One of the boys who was sorting sea creatures with me, stopped abruptly, pushed back his chair, held up his index finger and said, ” Wait here! I’ll be right back!” I watched him scurry over to another table where some children were coloring. He grabbed a piece of paper and a blue crayon. He carefully made three shaky ovals on the page, put the blue crayon back in its place, and hurried back to my table. “I made three clouds for you,” he said handing me his paper. I smiled, thanked him, and together we wrote his name on the paper.
The next morning when I came to his classroom, the same boy hurried to make me a picture. “It’s a bow and arrow,” he said seriously, “It will protect you.” I smiled and laughed.
“Thank you,” I said, “I definitely need protection.
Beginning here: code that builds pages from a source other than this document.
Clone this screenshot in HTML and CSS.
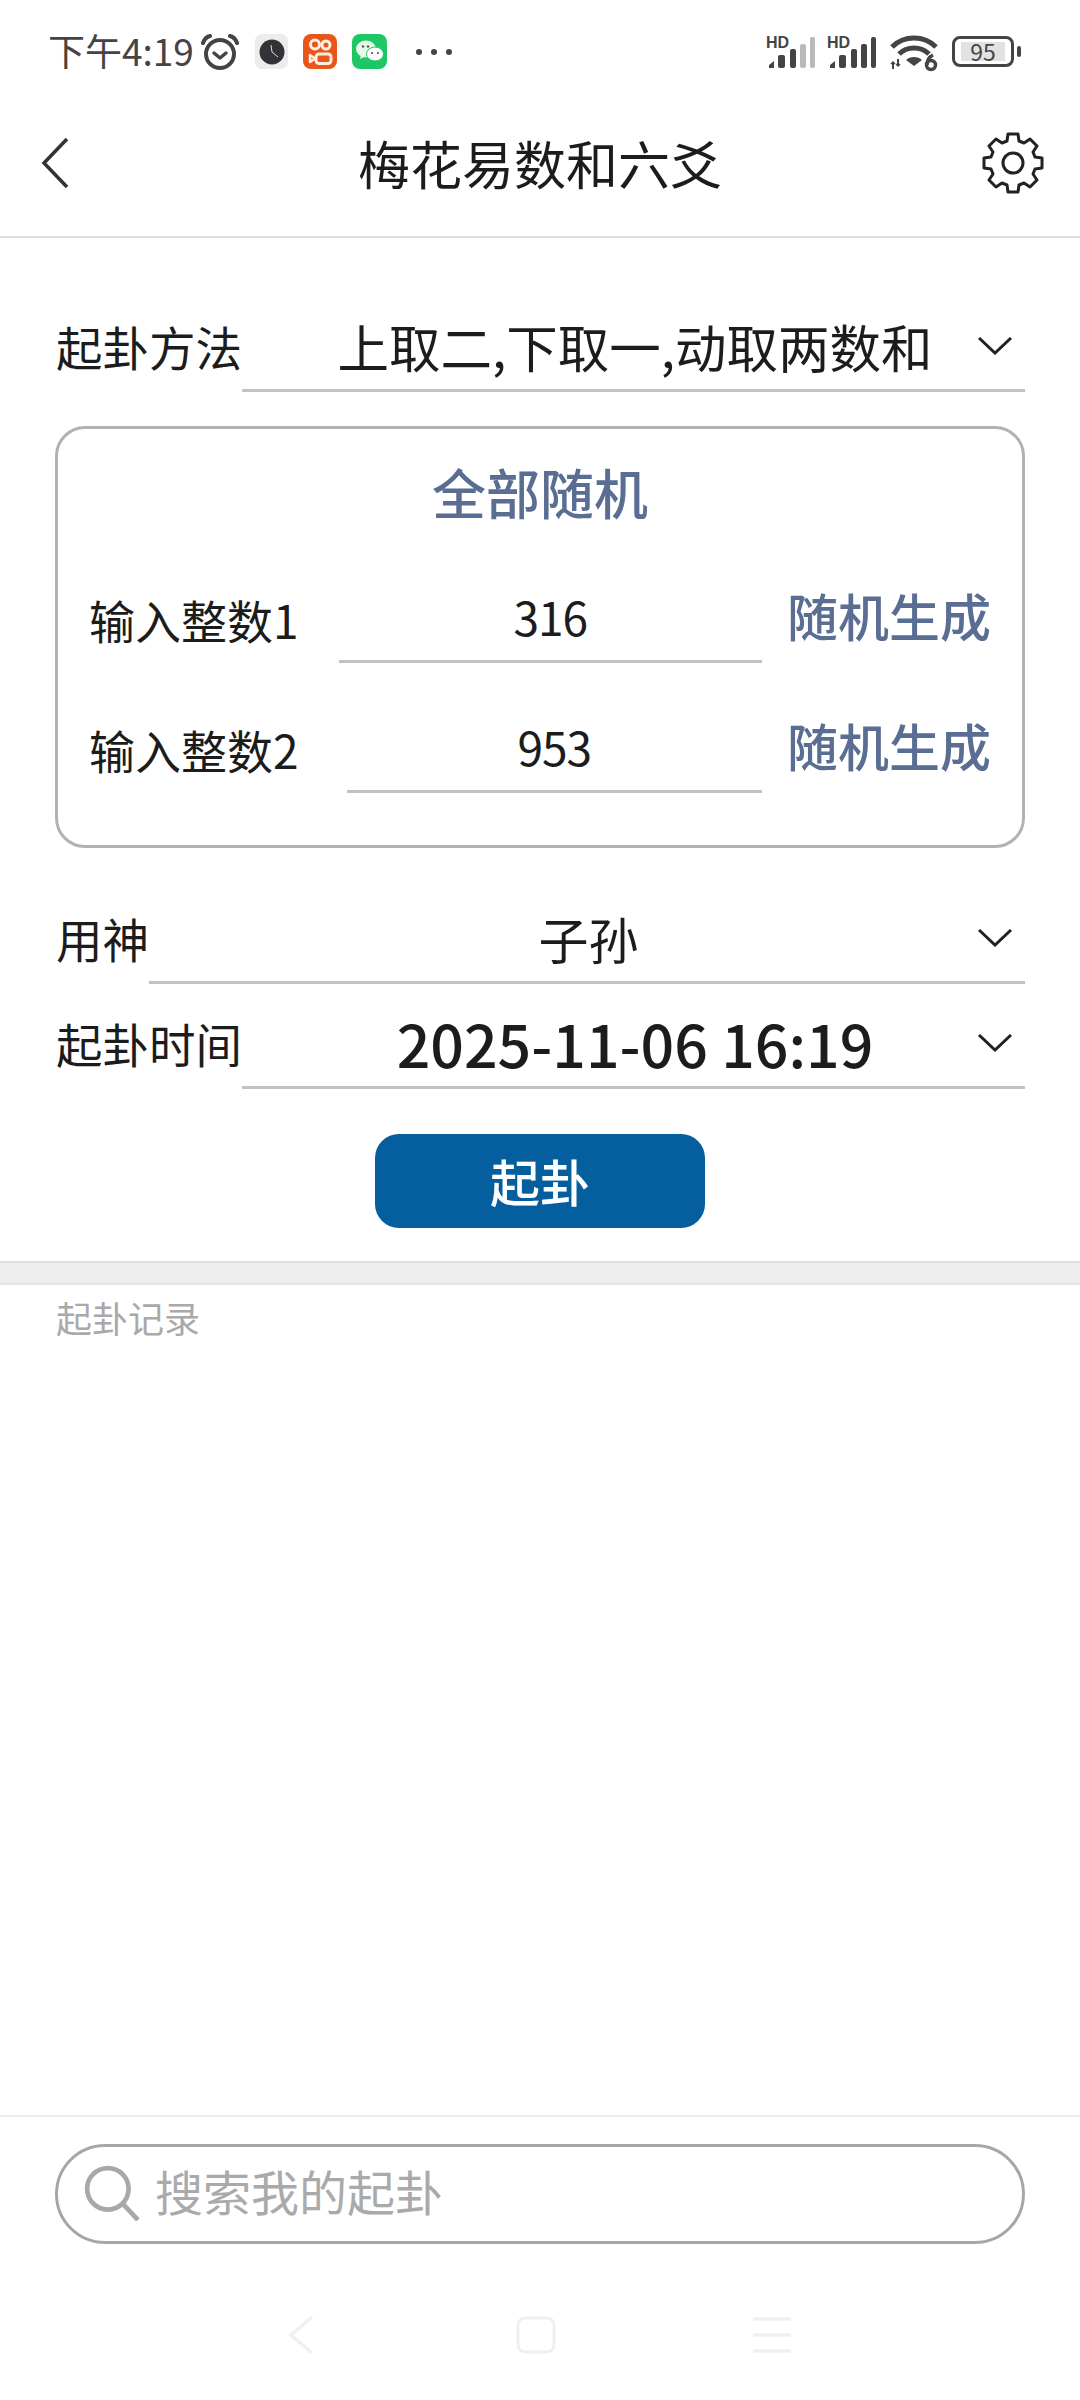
FILE: index.html
```html
<!DOCTYPE html>
<html lang="zh">
<head>
<meta charset="utf-8">
<title>梅花易数和六爻</title>
<link rel="stylesheet" href="styles.css">
</head>
<body>
<div class="page">

  <div class="statusBar">
    <span class="statusTime">下午4:19</span>
    <svg class="alarmIcon" width="38" height="36" viewBox="0 0 38 36" fill="none" stroke="#444" stroke-width="4" stroke-linecap="round" stroke-linejoin="round">
      <circle cx="19" cy="20" r="14"/>
      <path d="M13 19l6 5 6-5" stroke-width="3.5"/>
      <path d="M2 9c1-3 3-6 7-7M36 9c-1-3-3-6-7-7"/>
    </svg>
    <svg class="appIcon clockApp" width="33" height="35" viewBox="0 0 33 35">
      <rect width="33" height="35" rx="7" fill="#ececec"/>
      <circle cx="17" cy="18" r="12.5" fill="#333238"/>
      <path d="M17 18l6 5M17 18l-1-7" stroke="#ddd" stroke-width="1" fill="none"/>
    </svg>
    <svg class="appIcon" width="34" height="35" viewBox="0 0 34 35">
      <rect width="34" height="35" rx="8" fill="#e9561b"/>
      <g fill="none" stroke="#fdeee2" stroke-width="3">
        <circle cx="12" cy="10.500" r="4.500"/>
        <circle cx="23" cy="11" r="4"/>
        <rect x="13" y="20" width="15" height="9.500" rx="3"/>
        <path d="M7 21l5 3.500-5 3.500z" stroke-width="2.500" stroke-linejoin="round"/>
      </g>
    </svg>
    <svg class="appIcon" width="35" height="35" viewBox="0 0 35 35">
      <rect width="35" height="35" rx="8" fill="#1ec765"/>
      <ellipse cx="14" cy="15" rx="10" ry="8.500" fill="#e8f8e8"/>
      <path d="M9 21l-1 4 5-2.500z" fill="#e8f8e8"/>
      <ellipse cx="23" cy="20" rx="8.500" ry="7" fill="#fff" stroke="#1ec765" stroke-width="1"/>
      <circle cx="11" cy="12.500" r="1.200" fill="#555"/>
      <circle cx="16" cy="12.500" r="1.200" fill="#555"/>
      <circle cx="20" cy="19" r="1.100" fill="#555"/>
      <circle cx="26" cy="19" r="1.100" fill="#555"/>
    </svg>
    <span class="statusDots"><i></i><i></i><i></i></span>

    <span class="statusRight">
      <svg class="signalIcon" width="50" height="34" viewBox="0 0 50 34">
        <text x="0" y="13" class="hdText">HD</text>
        <g fill="#444">
          <path d="M3 33v-3l5-4v7z"/>
          <rect x="12" y="20" width="7" height="13" rx="2"/>
          <rect x="24" y="14" width="6" height="19" rx="2"/>
        </g>
        <g fill="#b9b9b9">
          <rect x="34" y="9" width="6" height="24" rx="2"/>
          <rect x="44" y="2" width="5" height="31" rx="2"/>
        </g>
      </svg>
      <svg class="signalIcon" width="50" height="34" viewBox="0 0 50 34">
        <text x="0" y="13" class="hdText">HD</text>
        <g fill="#444">
          <path d="M3 33v-3l5-4v7z"/>
          <rect x="12" y="20" width="7" height="13" rx="2"/>
          <rect x="24" y="14" width="6" height="19" rx="2"/>
          <rect x="34" y="9" width="6" height="24" rx="2"/>
          <rect x="44" y="2" width="5" height="31" rx="2"/>
        </g>
      </svg>
      <svg class="wifiIcon" width="48" height="38" viewBox="0 0 48 38" fill="none" stroke="#444" stroke-width="5">
        <path d="M2 13C14 1 34 1 46 13"/>
        <path d="M9 20C17 12 31 12 39 20"/>
        <path d="M16 26c4-4 12-4 16 0l-8 6z" fill="#444" stroke="none"/>
        <path d="M3 28v7M8 25v7" stroke-width="2"/>
        <path d="M1 30l2-2 2 2M6 30l2 2 2-2" stroke-width="1.500"/>
        <circle cx="41" cy="31" r="4.500" stroke-width="3.500"/>
        <path d="M37 31c0-5 2-8 6-10" stroke-width="3.500"/>
      </svg>
      <span class="battery"><span class="batteryLevel">95</span></span>
      <span class="batteryNub"></span>
    </span>
  </div>

  <div class="header">
    <svg class="backIcon" width="28" height="52" viewBox="0 0 28 52" fill="none" stroke="#333" stroke-width="3.500">
      <path d="M26 2L3 26l23 24"/>
    </svg>
    <span class="headerTitle">梅花易数和六爻</span>
    <svg class="gearIcon" width="62" height="62" viewBox="0 0 62 62" fill="none" stroke="#222" stroke-width="3" stroke-linejoin="round">
      <path d="M26 2h10l1 7 5 2 6-4 7 7-4 6 2 5 7 1v10l-7 1-2 5 4 6-7 7-6-4-5 2-1 7H26l-1-7-5-2-6 4-7-7 4-6-2-5-7-1V26l7-1 2-5-4-6 7-7 6 4 5-2z"/>
      <circle cx="31" cy="31" r="10"/>
    </svg>
  </div>

  <div class="form">
    <div class="formRow firstRow">
      <span class="rowLabel">起卦方法</span>
      <div class="rowField">
        <span></span>
        <span class="fieldValue">上取二,下取一,动取两数和</span>
        <svg class="chevron" width="34" height="18" viewBox="0 0 34 18" fill="none" stroke="#222" stroke-width="3"><path d="M1 1l16 15L33 1"/></svg>
      </div>
    </div>

    <div class="randomCard">
      <div class="cardTitle">全部随机</div>
      <div class="numberRow">
        <span class="numberLabel">输入整数1</span>
        <span class="numberInput">316</span>
        <span class="randomLink">随机生成</span>
      </div>
      <div class="numberRow secondNumber">
        <span class="numberLabel">输入整数2</span>
        <span class="numberInput">953</span>
        <span class="randomLink">随机生成</span>
      </div>
    </div>

    <div class="formRow godRow">
      <span class="rowLabel">用神</span>
      <div class="rowField">
        <span></span>
        <span class="fieldValue godValue">子孙</span>
        <svg class="chevron" width="34" height="18" viewBox="0 0 34 18" fill="none" stroke="#222" stroke-width="3"><path d="M1 1l16 15L33 1"/></svg>
      </div>
    </div>

    <div class="formRow timeRow">
      <span class="rowLabel">起卦时间</span>
      <div class="rowField">
        <span></span>
        <span class="fieldValue dateValue">2025-11-06 16:19</span>
        <svg class="chevron" width="34" height="18" viewBox="0 0 34 18" fill="none" stroke="#222" stroke-width="3"><path d="M1 1l16 15L33 1"/></svg>
      </div>
    </div>

    <div class="buttonRow">
      <div class="castButton">起卦</div>
    </div>
  </div>

  <div class="divider"></div>

  <div class="records">起卦记录</div>

  <div class="footer">
    <div class="searchBox">
      <svg class="searchIcon" width="56" height="56" viewBox="0 0 54 54" fill="none" stroke="#a8a8a8" stroke-width="4.500">
        <circle cx="23" cy="23" r="20"/>
        <path d="M38 38l14 15"/>
      </svg>
      <span class="searchText">搜索我的起卦</span>
    </div>
    <div class="navBar">
      <svg width="26" height="38" viewBox="0 0 26 38" fill="none" stroke="#f0f0f0" stroke-width="3.500"><path d="M24 1L3 19l21 18"/></svg>
      <svg class="navHome" width="40" height="38" viewBox="0 0 40 38" fill="none" stroke="#f0f0f0" stroke-width="3"><rect x="2" y="2" width="36" height="34" rx="7"/></svg>
      <svg width="40" height="38" viewBox="0 0 40 38" fill="none" stroke="#efefef" stroke-width="3.500"><path d="M1 3h38M1 19h38M1 35h38"/></svg>
    </div>
  </div>

</div>
</body>
</html>
```

FILE: styles.css
```css
* {
  box-sizing: border-box;
}

body {
  margin: 0;
  background: #fff;
  color: #1c1c1c;
  font-family: "Noto Sans CJK SC", "Noto Sans", sans-serif;
}

.page {
  display: flex;
  flex-direction: column;
  width: 1080px;
  height: 2400px;
  overflow: hidden;
}

/* status bar */

.statusBar {
  display: flex;
  align-items: center;
  height: 89px;
  padding: 14px 59px 0 48px;
}

.statusTime {
  margin-top: -4px;
  font-size: 37px;
  line-height: 44px;
  color: #444;
}

.alarmIcon {
  margin-left: 7px;
}

.appIcon {
  margin-left: 15px;
}

.clockApp {
  margin-left: 16px;
}

.statusDots {
  display: flex;
  gap: 9px;
  margin-left: 29px;
}

.statusDots i {
  width: 6px;
  height: 6px;
  border-radius: 50%;
  background: #444;
}

.statusRight {
  display: flex;
  align-items: center;
  margin-left: auto;
}

.signalIcon {
  margin-right: 11px;
}

.hdText {
  font-family: "Liberation Sans", sans-serif;
  font-size: 16px;
  font-weight: 700;
  fill: #444;
}

.wifiIcon {
  margin: 2px 14px 0 2px;
}

.battery {
  display: flex;
  align-items: center;
  justify-content: center;
  width: 62px;
  height: 31px;
  padding: 3px 6px;
  border: 3px solid #444;
  border-radius: 8px;
}

.batteryLevel {
  flex: 1;
  background: #e2e2e2;
  font-size: 23px;
  line-height: 19px;
  text-align: center;
  color: #444;
}

.batteryNub {
  width: 4px;
  height: 11px;
  margin-left: 3px;
  border-radius: 2px;
  background: #444;
}

/* header */

.header {
  display: grid;
  grid-template-columns: 1fr auto 1fr;
  align-items: center;
  height: 149px;
  padding: 0 36px;
  border-bottom: 2px solid #dcdcdc;
}

.headerTitle {
  font-size: 52px;
  line-height: 70px;
  color: #1c1c1c;
}

.backIcon {
  margin-left: 5px;
}

.gearIcon {
  justify-self: end;
}

/* form */

.form {
  padding: 0 55px;
}

.formRow {
  display: flex;
  height: 70px;
}

.firstRow {
  margin-top: 84px;
}

.godRow {
  margin-top: 66px;
}

.timeRow {
  margin-top: 35px;
}

.rowLabel {
  display: flex;
  align-items: center;
  padding: 0 0 22px 1px;
  font-size: 46.500px;
  line-height: 54px;
  white-space: nowrap;
}

.rowField {
  display: grid;
  flex: 1;
  grid-template-columns: 66px 1fr 50px;
  align-items: center;
  padding: 0 13px 20px 0;
  border-bottom: 3px solid #c2c2c2;
}

.fieldValue {
  font-size: 51.500px;
  line-height: 40px;
  text-align: center;
  white-space: nowrap;
}

.godValue {
  font-size: 50px;
}

.dateValue {
  font-size: 59px;
  font-weight: 500;
}

.chevron {
  justify-self: end;
}

.randomCard {
  height: 422px;
  margin-top: 34px;
  padding-top: 28px;
  border: 3px solid #b2b2b2;
  border-radius: 30px;
}

.cardTitle {
  font-size: 54px;
  line-height: 70px;
  font-weight: 500;
  text-align: center;
  color: #5a6d92;
}

.numberRow {
  display: flex;
  align-items: center;
  height: 80px;
  margin-top: 56px;
  padding: 0 31px 0 31px;
}

.secondNumber {
  margin-top: 50px;
}

.numberLabel {
  padding-bottom: 9px;
  font-size: 46px;
  line-height: 54px;
  white-space: nowrap;
}

.numberInput {
  flex: 1;
  height: 80px;
  margin-left: 40px;
  border-bottom: 3px solid #c2c2c2;
  font-size: 46px;
  letter-spacing: -1px;
  line-height: 66px;
  text-align: center;
}

.secondNumber .numberInput {
  margin-left: 48px;
}

.randomLink {
  margin-left: 25px;
  padding-bottom: 16px;
  font-size: 51px;
  line-height: 60px;
  font-weight: 500;
  color: #5a6d92;
  white-space: nowrap;
}

.buttonRow {
  display: flex;
  justify-content: center;
  margin-top: 45px;
}

.castButton {
  width: 330px;
  height: 94px;
  border-radius: 24px;
  background: #055f9f;
  font-size: 50px;
  font-weight: 500;
  line-height: 92px;
  text-align: center;
  color: #fff;
}

.divider {
  height: 24px;
  margin-top: 33px;
  border-top: 2px solid #dedede;
  border-bottom: 2px solid #e4e4e4;
  background: #eeeeee;
}

.records {
  flex: 1;
  padding: 10px 0 0 56px;
  font-size: 36px;
  line-height: 44px;
  color: #a9a9a9;
}

/* search and nav */

.footer {
  height: 285px;
  padding-top: 27px;
  border-top: 2px solid #ececec;
}

.searchBox {
  display: flex;
  align-items: center;
  height: 100px;
  margin: 0 55px;
  padding-left: 26px;
  border: 3px solid #a6a6a6;
  border-radius: 50px;
}

.searchIcon {
  margin-top: -3px;
}

.searchText {
  margin: -9px 0 0 15px;
  font-size: 48px;
  line-height: 56px;
  color: #aaa;
}

.navBar {
  display: flex;
  justify-content: space-between;
  width: 504px;
  margin: 72px 0 0 288px;
}

.navHome {
  margin-left: 6px;
}
```
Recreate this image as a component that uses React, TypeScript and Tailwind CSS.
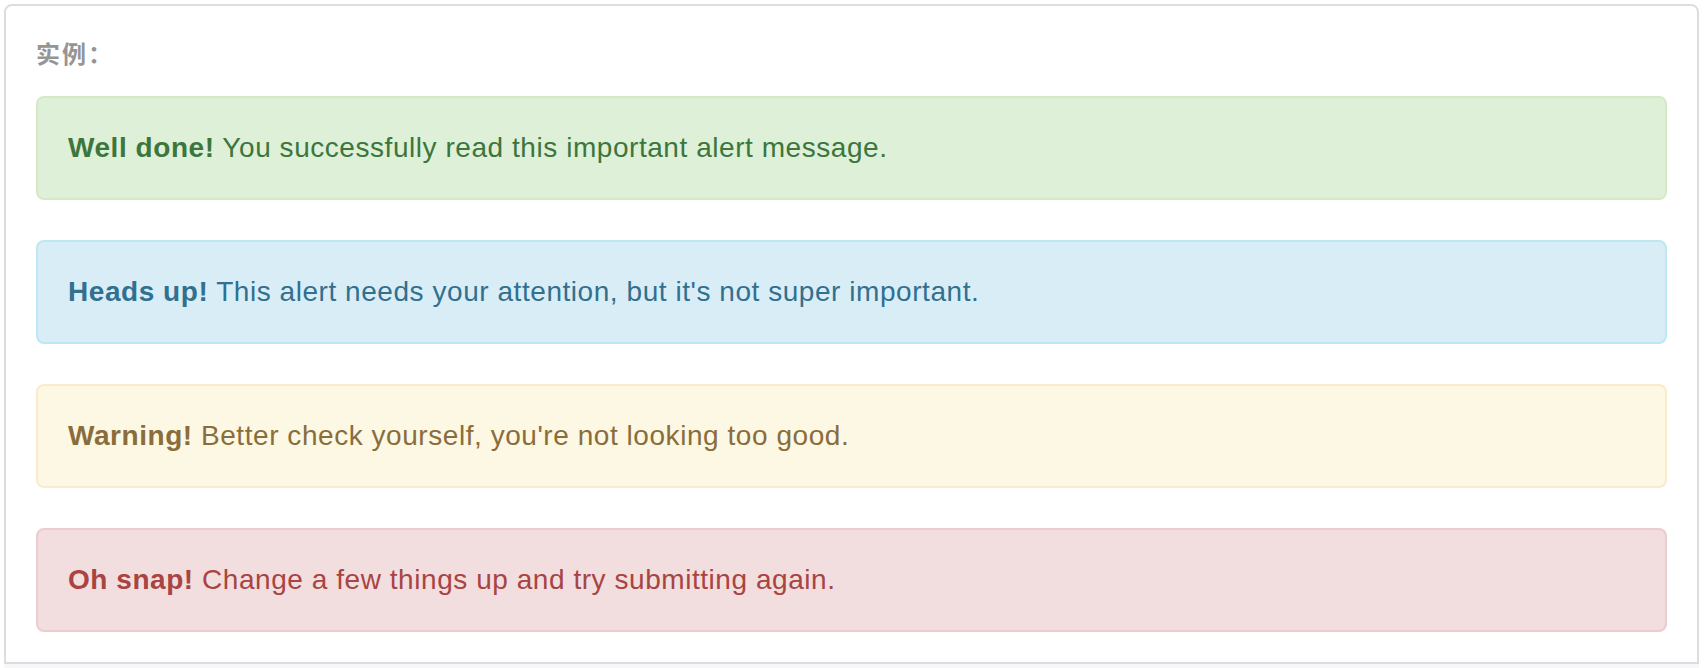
import React from "react";

const alerts = [
  {
    strong: "Well done!",
    text: " You successfully read this important alert message.",
    cls: "bg-[#dff0d8] border-[#d6e9c6] text-[#3c763d]",
  },
  {
    strong: "Heads up!",
    text: " This alert needs your attention, but it's not super important.",
    cls: "bg-[#d9edf7] border-[#bce8f1] text-[#31708f]",
  },
  {
    strong: "Warning!",
    text: " Better check yourself, you're not looking too good.",
    cls: "bg-[#fcf8e3] border-[#faebcc] text-[#8a6d3b]",
  },
  {
    strong: "Oh snap!",
    text: " Change a few things up and try submitting again.",
    cls: "bg-[#f2dede] border-[#ebccd1] text-[#a94442]",
  },
];

export default function App() {
  return (
    <div
      className="bg-white w-[1704px] h-[668px] overflow-hidden pt-[4px]"
      style={{ fontFamily: '"Liberation Sans", Arial, "Noto Sans CJK SC", sans-serif' }}
    >
      <div className="relative ml-[4px] mr-[5px] border-2 border-[#ddd] rounded-t-[8px] pt-[90px] px-[30px] pb-[30px] bg-white">
        <div
          className="absolute top-[30px] left-[30px] text-[24px] leading-[34px] font-bold text-[#959595] tracking-[2px]"
          style={{ fontFamily: '"Noto Sans CJK SC", "Liberation Sans", sans-serif' }}
        >
          实例：
        </div>
        <div className="flex flex-col gap-[40px]">
          {alerts.map((a) => (
            <div
              key={a.strong}
              className={`border-2 rounded-[8px] p-[30px] text-[28px] leading-[40px] tracking-[0.55px] ${a.cls}`}
            >
              <strong className="font-bold">{a.strong}</strong>
              {a.text}
            </div>
          ))}
        </div>
      </div>
      <div className="ml-[4px] mr-[5px] h-[20px] bg-[#f7f7f9]" />
    </div>
  );
}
I will hang it in my office next to your clouds.”
Every morning I visited that week, I was gifted with a picture. Then one morning when I walked in the door, the boy looked happy and then worried to see me. He came over to me, “Oh… I’m sorry! Today I made a picture for my mommy.”
“That’s wonderful,” I responded, “Your mommy will love your picture.”
Signs of worry faded from his face. “Do you want to see it?” he asked.
“Yes, I would love to see it.”
He ran to his cubby and came back with a colorful picture. “It’s a rainbow,” he said.
“Your mother is going to love your rainbow!”
He smiled and put it back in his cubby.
I am struck with the generous spirit of this small boy and that of his classmates. I was a stranger to them, but they quickly accepted me into their space and wanted to show me what they could do. Even two students with limited command of English greeted me and wanted to interact with me. One of them is learning English by listening to songs, and he would come over to sing to me or count to ten in English. In return, I would sing and count along with him. And we would laugh together. I wonder how we can preserve this sense of wonder. I wish we could put it in a bottle and sell it over the counter to any adult who has lost direction. It would definitely be hard to keep in stock!
If you are an adult who has lost direction, feels that the world is tilting upside-down, and that there is little compassion left in the world, take heart! In preschools all over the country — and the world, there are small ones who will show you the way. They will smile and offer you maybe a rainbow, maybe three cloud, maybe a bow and arrow for protection. I recommend returning to preschool; it is a great way to start your day!